Les Quatre Évangiles (Crampon 1864)/Luc/04

La bibliothèque libre.
Traduction par Augustin Crampon.
Tolra et Haton (p. 274-278).
◄  Ch. 3
Ch. 5  ►
saint Luc


CHAPITRE IV


JEÛNE ET TENTATION DE JÉSUS (Matth. iv, 1 sv. ; Marc, i, 13). — SA PRÉDICATION À NAZARETH (Ibid.). — À CAPHARNAÜM, IL DÉLIVRE UN POSSÉDÉ (Marc, i, 21 sv.), GUÉRIT LA BELLE-MÈRE DE SAINT PIERRE, ET FAIT D’AUTRES MIRACLES (Matth. viii, 14, sv. ; Marc, i, 29).

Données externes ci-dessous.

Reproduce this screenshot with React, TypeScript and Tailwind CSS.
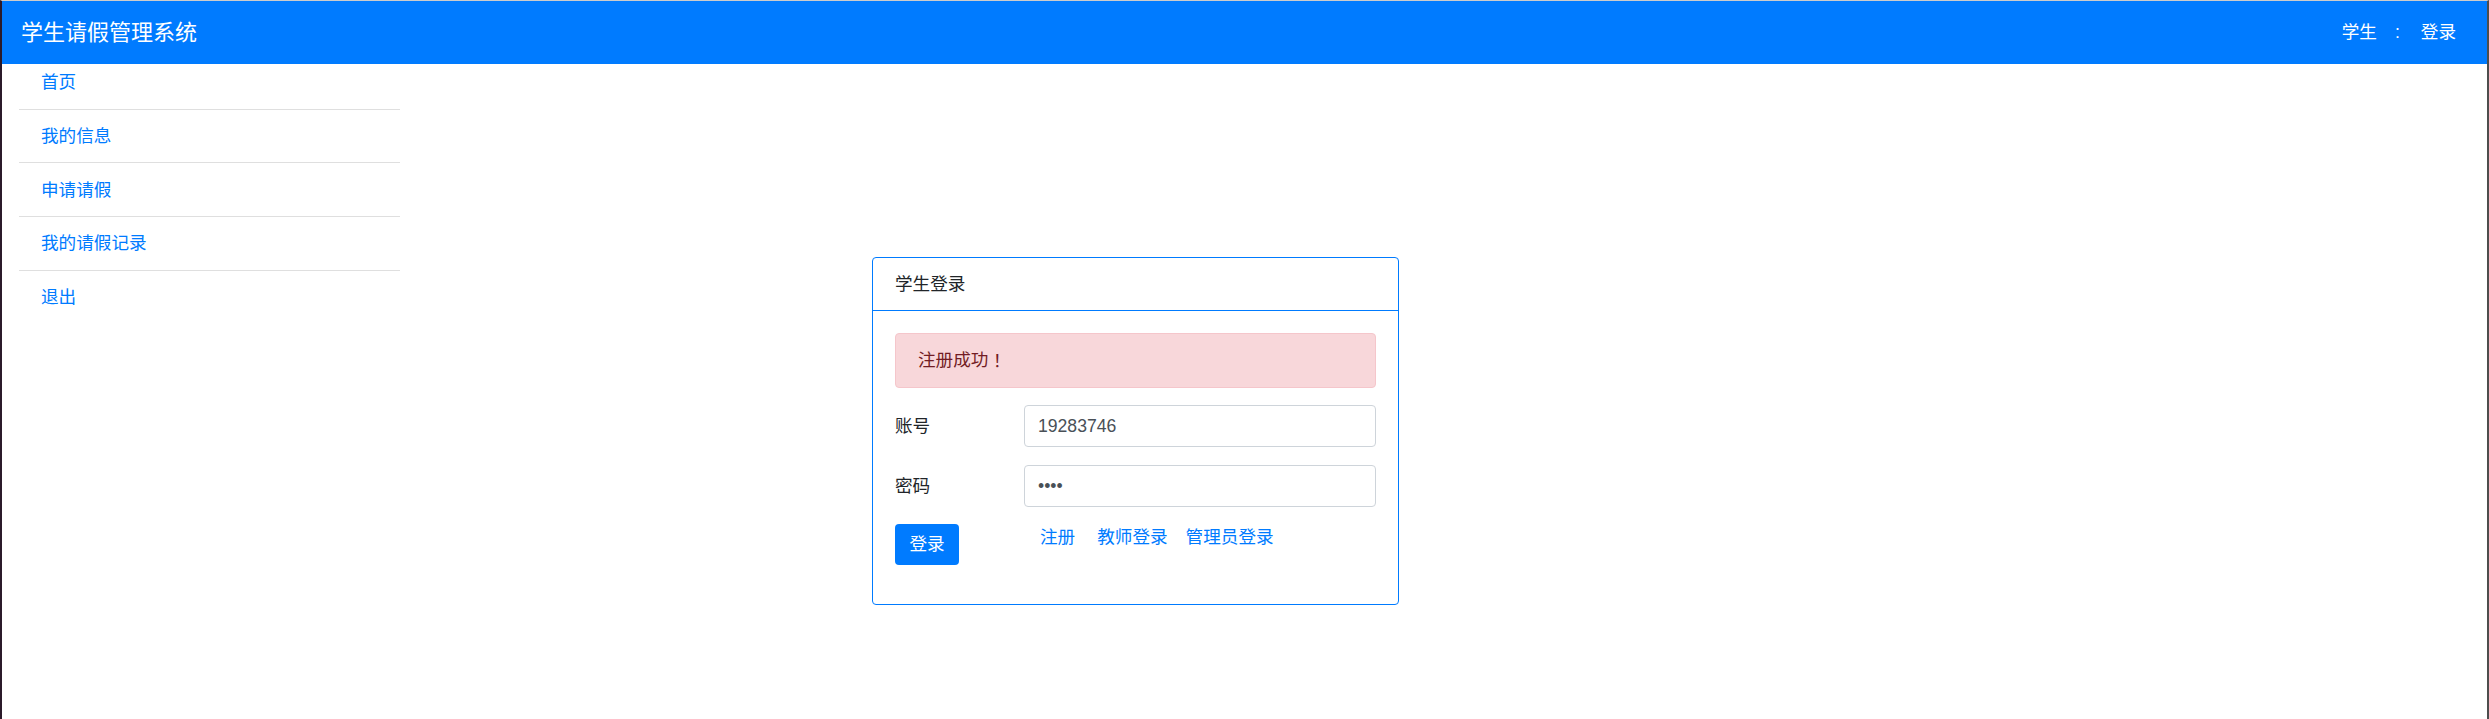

Jésus, rempli de l’Esprit-Saint, revint du Jourdain ; et poussé par l’Esprit au désert, il y passa quarante jours, et fut tenté par le démon. Il ne mangea rien pendant ces jours, et, quand ils furent passés, il eut faim. Alors le démon lui dit : Si vous êtes le Fils de Dieu, commandez à cette pierre qu’elle devienne du pain. Jésus lui répondit : Il est écrit : « L’homme ne vit pas seulement de pain, mais de toute parole de Dieu[1]. » Et le démon le conduisit sur une haute montagne ; et lui ayant montré en un instant tous les royaumes de la terre, il lui dit : Je vous donnerai toute cette puissance et toute la gloire de ces royaumes ; car ils m’ont été livrés, et je les donne à qui je veux. Si donc vous m’adorez, ils seront tous à vous. Jésus lui répondit : Il est écrit : « Tu adoreras le Seigneur ton Dieu, et tu ne serviras que lui seul[2]. » Le démon le conduisit encore à Jérusalem, et l’ayant placé sur le haut du temple, il lui dit : Si vous êtes le Fils de Dieu, jetez-vous d’ici en bas. Car il est écrit qu’il a ordonné à ses anges de vous garder, et qu’ils vous prendront entre leurs mains, de peur que votre pied ne heurte contre la pierre[3]. Jésus lui répondit : Il est écrit : « Tu ne tenteras point le Seigneur ton Dieu[4]. » Après l’avoir tenté de toutes ces manières, le démon se retira de lui pour un temps[5].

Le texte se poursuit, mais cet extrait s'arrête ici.